Eusebio Zuloaga González (15 December 1808 in Madrid – 1898 in Deusto, Bilbao), was a Spanish gunsmith. He is considered the initiator of the art of modern damascening. He was the first Spanish artist who achieved an international reputation, participating in the first international exhibition, The Great Exhibition in London in 1851. He received several awards in Spain, England, France, and Belgium. Zuloaga was director of the Royal Armoury of Madrid. Zuloaga served as head of the Royal Factory of La Moncloa.

Born in Madrid in 1808, he was the son of an Eibar gunsmith, Blas de Zuloaga, and his wife, Gabriela González. His father was a teacher at the Reales Fábricas de Armas de Placencia in the late eighteenth century.

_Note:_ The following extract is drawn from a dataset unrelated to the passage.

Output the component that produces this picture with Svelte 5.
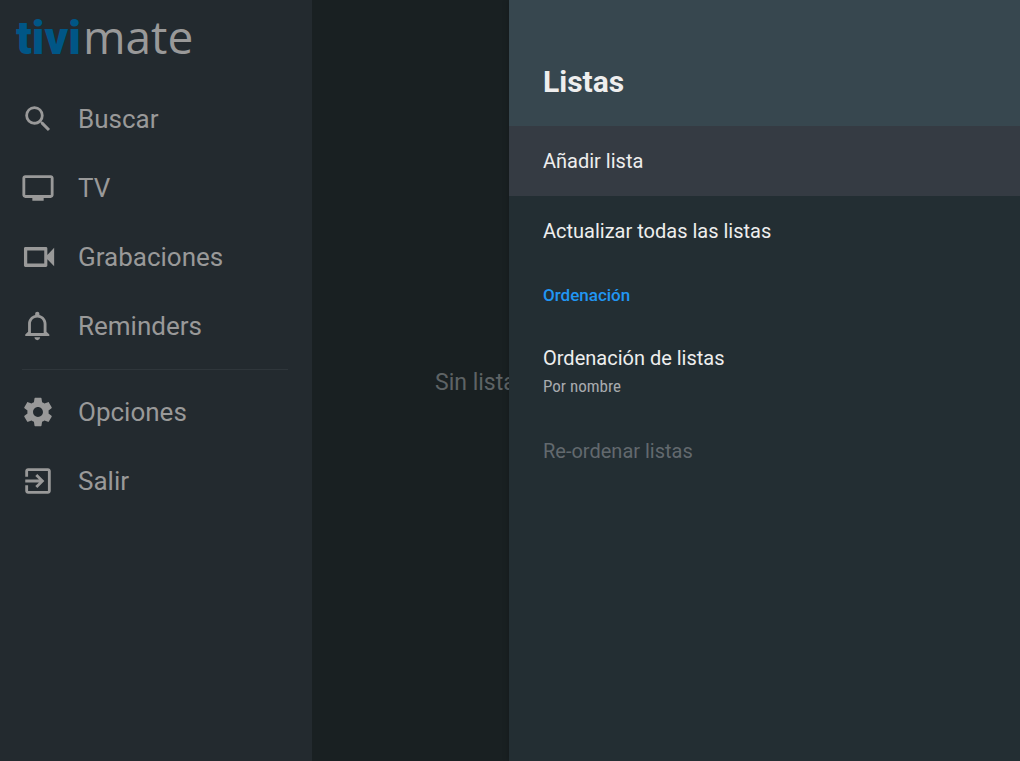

Zuloaga married Ramona Boneta, a specialist in electroplating. They had three sons, who were artists dedicated to painting, ceramics and metal. Daniel Zuloaga was considered to be one of the innovators of ceramic arts in Spain; his work was continued by his children Candida, Esperanza, Theodora and John. Guillermo Zuloaga worked in the shadow of his brother Daniel. Plácido Zuloaga, a damascening expert, was father of the painter Ignacio Zuloaga.